Westerfield, Thomas W., editor, Kentucky Genealogy and Biography (Volume III) Sketches from Butler, McLean, Muhlenburgh, and Ohio Counties Reprinted from Kentucky: A History of the State by Battle, Perrin, Kniffin, 1885. (Owensboro, KY: Genealogical Reference Co., 1971), p. 185.

Prof. McHenry Rhoads was born July 27, 1858, in Muhlenburg County, Ky., and is the seventh of eight children (two boys and one girl now living) born to Absalom J. and Tabitha R. (Dennis) Rhoads, natives of Muhlenburgh County.  Absalom J. Rhoads, was a son of Solomon Rhoads, who was born in Bedford County, Penn., in 1774, and came to Kentucky at the age of thirteen; married Rachel Johnson, of Logan County, whose mother was Rachel Boone, a first cousin of Daniel Boone; she was born in North Carolina in 1779, and came with her parents to Logan County, Ky.

Solomon Rhoads was a son of Henry Rhoads, who was born in Germany, in 1730.  Henry, with two brothers, came to America, about 1757, and settled in Bedford County, Penn.  In 1760 he married Elizabeth Stoner, of Maryland.  He fought for his adopted country through the great struggle for Independence, under the leadership of Gen. Muhlenberg. 

After the war for liberty, having lost heavily in the cause, he, with his two brothers and their families, came to Kentucky, and stopped first at Bardstown; leaving their families there they set out in the wilderness to select a site to build a town.  The place selected was at the falls of the Green River, where they started a town and named it Rhoadsville; after three years peaceable possession, an action was entered in the Ohio circuit court, styled "John Hanley vs. Henry Rhoads and others," for the possession of the land on which the town stood.  The suit was gained by the plaintiff.

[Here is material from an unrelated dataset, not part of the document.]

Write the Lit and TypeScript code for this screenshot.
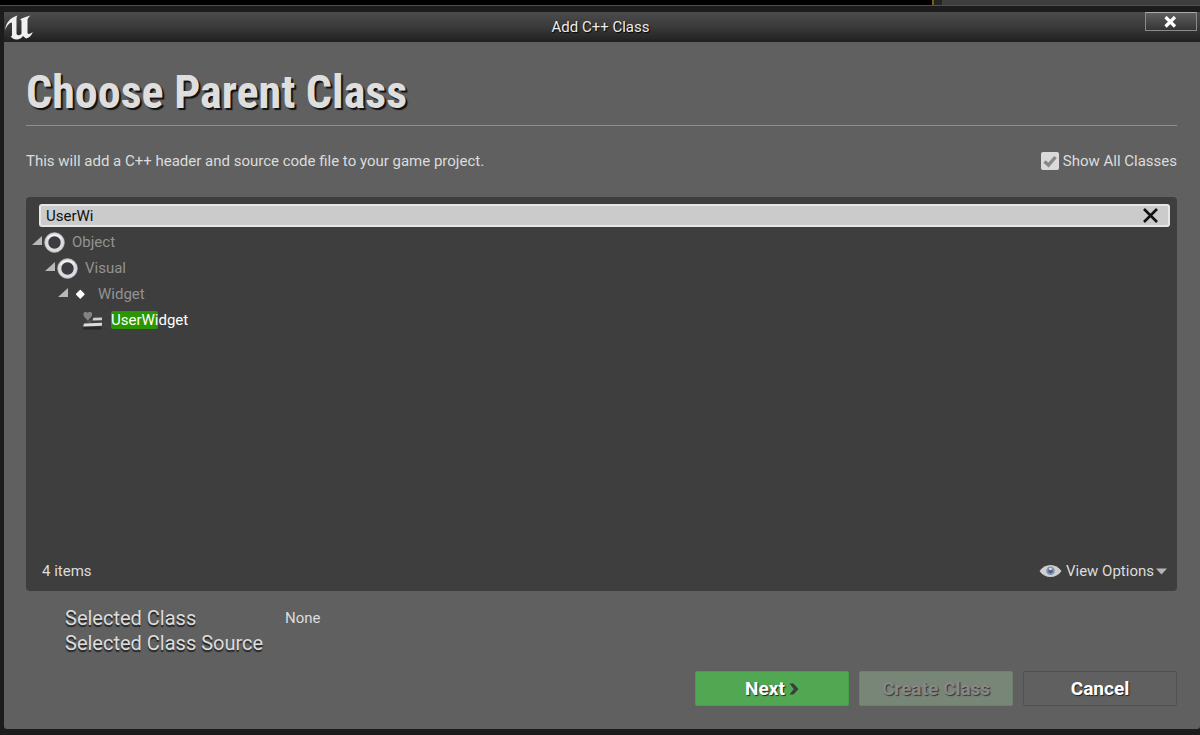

Henry Rhoads, with a few friends, then removed to Barnett's Station, on Rough Creek, where he lived five years, in which time the present town of Hartford was laid out and a few houses built.  He then moved to Logan County, and settled; after a residence of five years he moved five miles west, where he owned 7,000 acres of military land; he represented the county in the legislature of Kentucky, in 1798, on its formation as a county, and named it in honor of Gen. Muhlenberg.  He reared a large family; one daughter, Elizabeth, married Jacob Vanmeter, from which union has sprung many of the leading and influential families of western Kentucky.  After an eventful and useful career, Henry Rhoads died at the age of seventy-five years.

Prof. McHenry Rhoads was reared on a farm, and at the age of eighteen years entered the West Kentucky College, and graduated with high honors in the spring of 1880.  Having shown his superior qualities during his collegiate years, he was, in the same spring, tendered the professorship of natural science in the college from which he graduated, which he accepted, and filled with marked ability until the spring of 1885, with the exception of one year as professor of science in Hartford College.  In May, 1885, he was elected to the vice presidency of Hartford College and Business Institute, which he accepted, and, in September of the same year, he entered upon his duties as professor of natural science and literature.  He received the honorary degree in 1883.  Prof. Rhoads is a popular educator, and in his profession ranks with the foremost instructors of the State.